Work instructions: Copy out each line containing "styles" from the entries below.

Excerpted records:
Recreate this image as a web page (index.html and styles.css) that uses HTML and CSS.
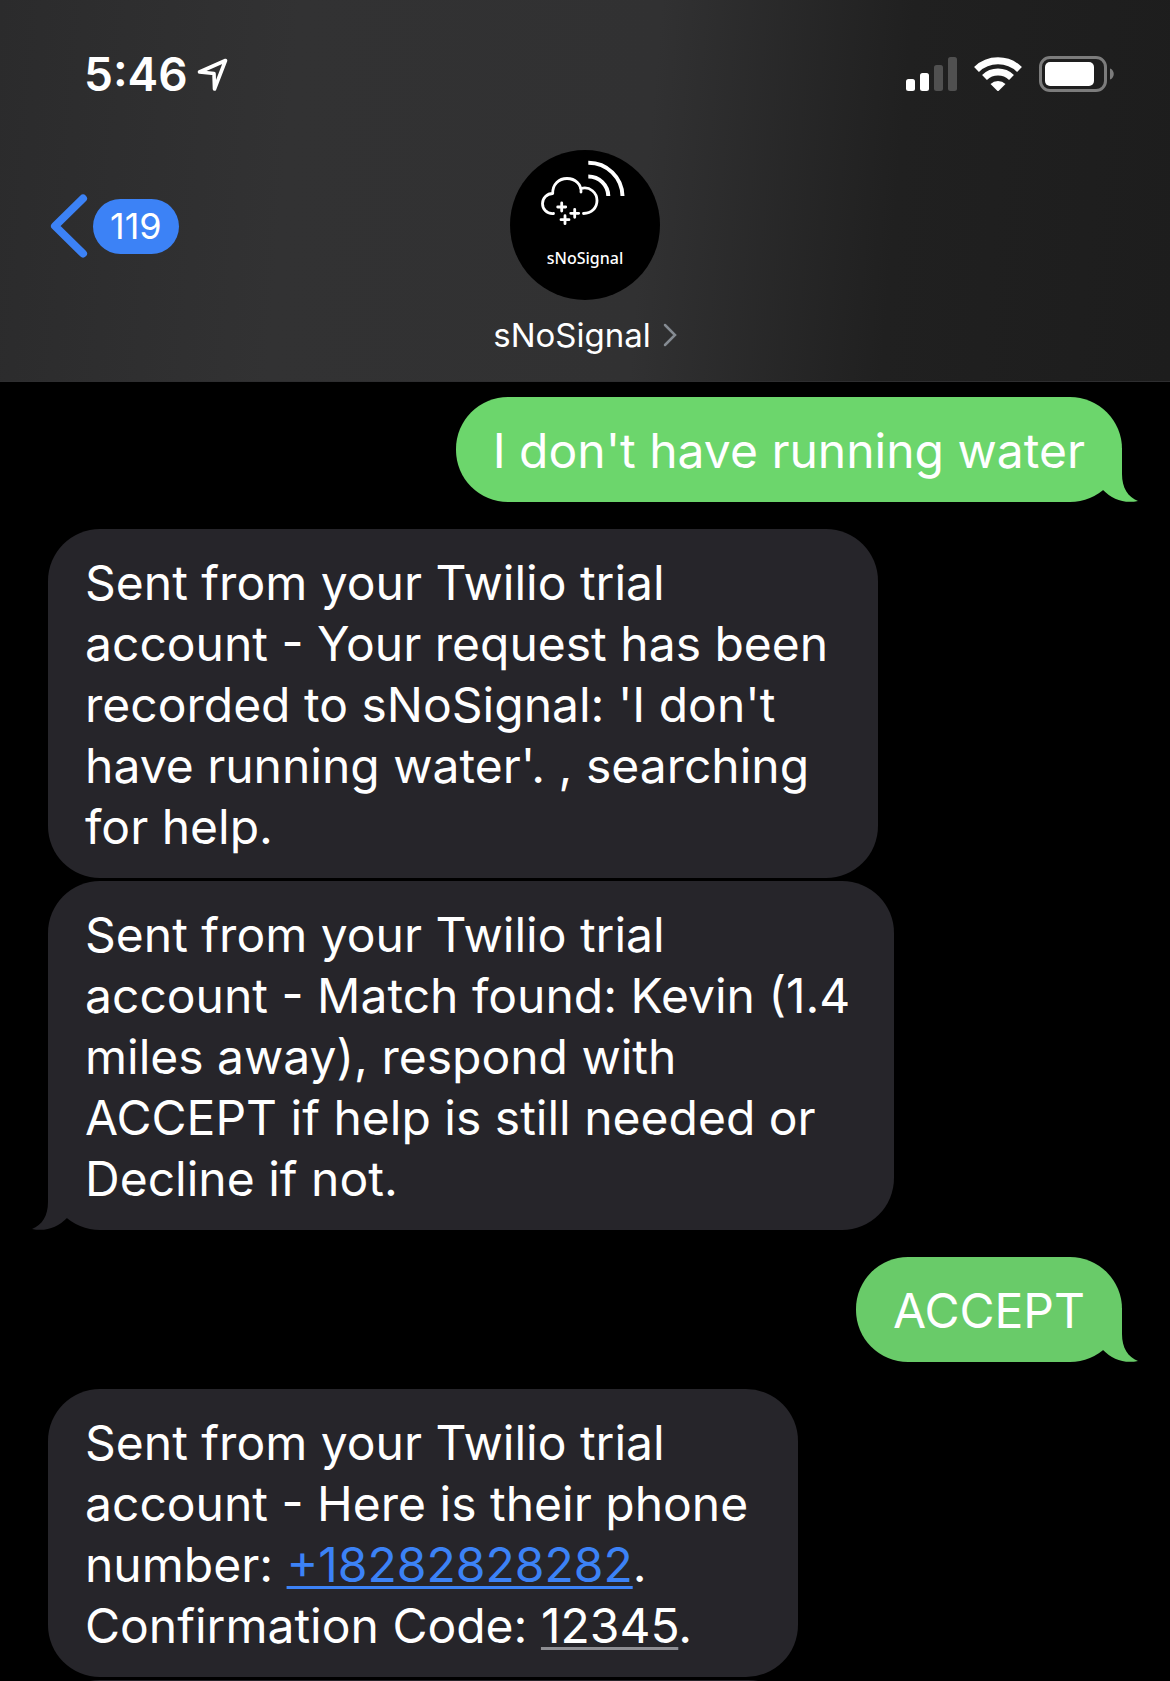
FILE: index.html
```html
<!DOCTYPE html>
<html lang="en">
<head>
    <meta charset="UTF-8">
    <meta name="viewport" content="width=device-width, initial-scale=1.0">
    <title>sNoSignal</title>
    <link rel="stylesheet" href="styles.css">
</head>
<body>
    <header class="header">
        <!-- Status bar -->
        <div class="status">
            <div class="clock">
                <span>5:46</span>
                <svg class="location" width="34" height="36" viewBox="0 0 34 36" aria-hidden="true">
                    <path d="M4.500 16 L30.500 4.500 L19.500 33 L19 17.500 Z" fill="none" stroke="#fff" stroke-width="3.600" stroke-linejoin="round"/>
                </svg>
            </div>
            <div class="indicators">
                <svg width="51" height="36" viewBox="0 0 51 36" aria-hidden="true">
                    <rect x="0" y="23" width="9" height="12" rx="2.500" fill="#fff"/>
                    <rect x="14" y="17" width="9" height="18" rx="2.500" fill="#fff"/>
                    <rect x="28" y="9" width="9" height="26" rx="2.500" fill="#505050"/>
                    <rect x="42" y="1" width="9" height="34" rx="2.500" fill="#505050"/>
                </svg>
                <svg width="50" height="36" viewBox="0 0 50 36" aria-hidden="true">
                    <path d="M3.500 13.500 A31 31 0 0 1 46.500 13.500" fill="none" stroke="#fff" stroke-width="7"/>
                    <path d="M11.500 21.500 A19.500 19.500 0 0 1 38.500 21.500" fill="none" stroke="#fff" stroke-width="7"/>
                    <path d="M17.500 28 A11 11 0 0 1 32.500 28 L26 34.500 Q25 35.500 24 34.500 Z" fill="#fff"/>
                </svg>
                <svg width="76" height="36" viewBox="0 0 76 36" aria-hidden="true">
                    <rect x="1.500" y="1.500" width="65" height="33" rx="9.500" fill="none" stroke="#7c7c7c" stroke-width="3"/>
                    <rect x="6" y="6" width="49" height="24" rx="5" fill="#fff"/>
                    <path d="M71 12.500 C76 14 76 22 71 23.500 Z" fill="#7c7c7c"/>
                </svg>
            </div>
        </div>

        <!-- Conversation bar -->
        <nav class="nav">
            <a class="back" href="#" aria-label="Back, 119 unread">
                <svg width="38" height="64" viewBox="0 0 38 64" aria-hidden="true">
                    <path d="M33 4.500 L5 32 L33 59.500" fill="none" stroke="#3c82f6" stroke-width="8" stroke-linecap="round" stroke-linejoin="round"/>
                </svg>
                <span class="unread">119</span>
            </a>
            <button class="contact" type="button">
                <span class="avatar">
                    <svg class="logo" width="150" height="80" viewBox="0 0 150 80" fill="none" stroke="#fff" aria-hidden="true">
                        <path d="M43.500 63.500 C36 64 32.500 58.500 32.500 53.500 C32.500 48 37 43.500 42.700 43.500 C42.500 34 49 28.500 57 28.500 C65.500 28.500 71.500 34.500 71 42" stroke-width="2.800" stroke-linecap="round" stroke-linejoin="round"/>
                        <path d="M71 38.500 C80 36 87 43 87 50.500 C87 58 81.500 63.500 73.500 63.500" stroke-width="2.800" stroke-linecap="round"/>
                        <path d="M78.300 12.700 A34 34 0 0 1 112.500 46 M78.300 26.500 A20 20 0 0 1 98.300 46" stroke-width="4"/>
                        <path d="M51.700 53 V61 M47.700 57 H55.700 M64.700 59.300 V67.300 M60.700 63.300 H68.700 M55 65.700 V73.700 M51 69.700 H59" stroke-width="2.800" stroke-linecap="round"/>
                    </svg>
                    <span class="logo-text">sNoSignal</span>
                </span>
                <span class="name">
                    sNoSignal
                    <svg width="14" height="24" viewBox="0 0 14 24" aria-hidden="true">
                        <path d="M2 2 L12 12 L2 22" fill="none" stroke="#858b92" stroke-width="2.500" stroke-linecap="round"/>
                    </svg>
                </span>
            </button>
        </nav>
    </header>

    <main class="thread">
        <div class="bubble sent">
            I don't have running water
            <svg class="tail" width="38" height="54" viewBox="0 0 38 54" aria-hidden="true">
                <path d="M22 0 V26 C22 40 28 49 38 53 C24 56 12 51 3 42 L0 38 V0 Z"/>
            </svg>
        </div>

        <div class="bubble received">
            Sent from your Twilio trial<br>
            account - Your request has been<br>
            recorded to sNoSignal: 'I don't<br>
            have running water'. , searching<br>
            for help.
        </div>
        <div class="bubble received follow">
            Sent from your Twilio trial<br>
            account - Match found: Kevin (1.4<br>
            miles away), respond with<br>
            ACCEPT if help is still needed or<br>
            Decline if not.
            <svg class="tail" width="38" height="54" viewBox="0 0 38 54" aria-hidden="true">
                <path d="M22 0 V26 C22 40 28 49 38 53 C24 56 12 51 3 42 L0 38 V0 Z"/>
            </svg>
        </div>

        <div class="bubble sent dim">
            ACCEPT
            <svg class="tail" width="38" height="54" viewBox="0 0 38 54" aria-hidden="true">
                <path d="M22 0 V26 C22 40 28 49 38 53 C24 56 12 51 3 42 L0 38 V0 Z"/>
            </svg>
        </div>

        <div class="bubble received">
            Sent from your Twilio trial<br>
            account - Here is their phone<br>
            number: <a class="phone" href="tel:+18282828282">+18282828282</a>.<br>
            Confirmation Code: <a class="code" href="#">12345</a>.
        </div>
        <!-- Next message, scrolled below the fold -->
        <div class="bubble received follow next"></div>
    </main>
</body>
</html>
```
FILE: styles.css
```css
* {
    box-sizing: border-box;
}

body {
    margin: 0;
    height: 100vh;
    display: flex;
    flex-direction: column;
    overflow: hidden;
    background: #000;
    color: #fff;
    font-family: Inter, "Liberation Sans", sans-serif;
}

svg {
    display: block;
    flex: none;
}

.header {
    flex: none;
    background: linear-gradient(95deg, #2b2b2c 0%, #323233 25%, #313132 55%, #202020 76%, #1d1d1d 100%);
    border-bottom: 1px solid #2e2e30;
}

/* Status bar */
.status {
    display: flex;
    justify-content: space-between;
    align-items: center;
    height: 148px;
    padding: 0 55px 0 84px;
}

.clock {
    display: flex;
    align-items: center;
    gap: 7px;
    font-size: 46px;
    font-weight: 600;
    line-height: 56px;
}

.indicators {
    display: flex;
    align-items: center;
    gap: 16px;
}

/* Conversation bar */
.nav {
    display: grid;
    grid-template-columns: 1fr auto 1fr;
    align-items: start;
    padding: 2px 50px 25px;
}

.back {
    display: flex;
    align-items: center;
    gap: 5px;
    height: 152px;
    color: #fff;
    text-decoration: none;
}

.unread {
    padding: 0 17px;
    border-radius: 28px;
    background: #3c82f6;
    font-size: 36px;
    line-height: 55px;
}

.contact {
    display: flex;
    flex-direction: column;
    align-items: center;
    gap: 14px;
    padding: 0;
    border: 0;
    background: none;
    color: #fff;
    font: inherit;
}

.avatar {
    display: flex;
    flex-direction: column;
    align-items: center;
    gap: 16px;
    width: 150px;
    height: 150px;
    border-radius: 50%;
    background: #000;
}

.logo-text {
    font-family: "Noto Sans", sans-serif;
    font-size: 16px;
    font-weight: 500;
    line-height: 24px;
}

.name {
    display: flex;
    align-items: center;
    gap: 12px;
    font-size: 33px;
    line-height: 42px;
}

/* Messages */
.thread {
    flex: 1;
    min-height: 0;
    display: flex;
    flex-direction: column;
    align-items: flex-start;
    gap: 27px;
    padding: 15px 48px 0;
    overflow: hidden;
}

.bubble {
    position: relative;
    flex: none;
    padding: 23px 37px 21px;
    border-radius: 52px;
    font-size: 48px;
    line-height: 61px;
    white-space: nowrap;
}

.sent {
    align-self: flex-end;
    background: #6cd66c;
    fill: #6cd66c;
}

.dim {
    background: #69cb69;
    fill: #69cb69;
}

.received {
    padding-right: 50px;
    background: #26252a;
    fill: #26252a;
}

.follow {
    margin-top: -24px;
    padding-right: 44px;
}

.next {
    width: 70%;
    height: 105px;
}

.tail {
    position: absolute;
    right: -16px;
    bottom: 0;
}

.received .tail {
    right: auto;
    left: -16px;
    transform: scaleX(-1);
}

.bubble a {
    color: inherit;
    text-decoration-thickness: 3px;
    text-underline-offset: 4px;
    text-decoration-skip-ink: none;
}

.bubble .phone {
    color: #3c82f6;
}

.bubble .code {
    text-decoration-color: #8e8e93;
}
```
--
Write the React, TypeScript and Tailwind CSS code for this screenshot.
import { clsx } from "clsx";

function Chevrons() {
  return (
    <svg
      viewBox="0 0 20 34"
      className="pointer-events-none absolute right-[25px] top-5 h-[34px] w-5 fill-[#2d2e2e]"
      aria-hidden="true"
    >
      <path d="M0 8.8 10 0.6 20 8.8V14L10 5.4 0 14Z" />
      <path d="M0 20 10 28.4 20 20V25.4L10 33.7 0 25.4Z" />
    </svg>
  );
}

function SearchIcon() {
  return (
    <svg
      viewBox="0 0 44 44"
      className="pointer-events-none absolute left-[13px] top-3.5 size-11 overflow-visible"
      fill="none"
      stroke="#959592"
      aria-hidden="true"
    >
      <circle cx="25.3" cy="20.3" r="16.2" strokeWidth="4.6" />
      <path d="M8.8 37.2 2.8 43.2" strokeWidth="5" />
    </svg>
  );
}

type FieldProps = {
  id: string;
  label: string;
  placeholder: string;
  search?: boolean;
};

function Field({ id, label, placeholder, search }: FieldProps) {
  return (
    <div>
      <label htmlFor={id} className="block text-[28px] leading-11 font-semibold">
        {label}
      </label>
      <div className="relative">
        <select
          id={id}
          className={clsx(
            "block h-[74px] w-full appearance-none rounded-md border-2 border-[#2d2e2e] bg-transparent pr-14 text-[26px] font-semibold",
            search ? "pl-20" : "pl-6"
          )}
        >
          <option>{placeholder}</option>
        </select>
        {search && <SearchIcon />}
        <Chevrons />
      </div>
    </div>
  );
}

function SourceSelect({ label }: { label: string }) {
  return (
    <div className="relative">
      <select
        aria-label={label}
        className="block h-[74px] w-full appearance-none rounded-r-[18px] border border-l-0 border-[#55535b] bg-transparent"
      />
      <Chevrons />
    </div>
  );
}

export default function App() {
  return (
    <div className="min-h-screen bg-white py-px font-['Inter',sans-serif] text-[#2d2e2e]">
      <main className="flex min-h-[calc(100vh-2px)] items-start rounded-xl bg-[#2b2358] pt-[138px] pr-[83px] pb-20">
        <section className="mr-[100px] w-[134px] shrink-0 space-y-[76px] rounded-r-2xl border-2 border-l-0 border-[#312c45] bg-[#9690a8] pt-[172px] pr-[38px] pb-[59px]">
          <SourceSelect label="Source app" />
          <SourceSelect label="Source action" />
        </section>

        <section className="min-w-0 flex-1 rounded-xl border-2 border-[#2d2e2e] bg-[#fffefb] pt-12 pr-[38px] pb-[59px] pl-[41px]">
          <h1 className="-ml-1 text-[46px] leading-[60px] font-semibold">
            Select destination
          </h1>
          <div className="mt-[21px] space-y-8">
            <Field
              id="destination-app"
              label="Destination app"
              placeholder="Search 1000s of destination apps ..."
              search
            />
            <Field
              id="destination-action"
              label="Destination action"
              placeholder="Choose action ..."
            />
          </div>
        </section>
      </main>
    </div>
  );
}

Finished task:
Recreate this image as a web page (index.html and styles.css) that uses HTML and CSS.
    <link rel="stylesheet" href="styles.css">
FILE: styles.css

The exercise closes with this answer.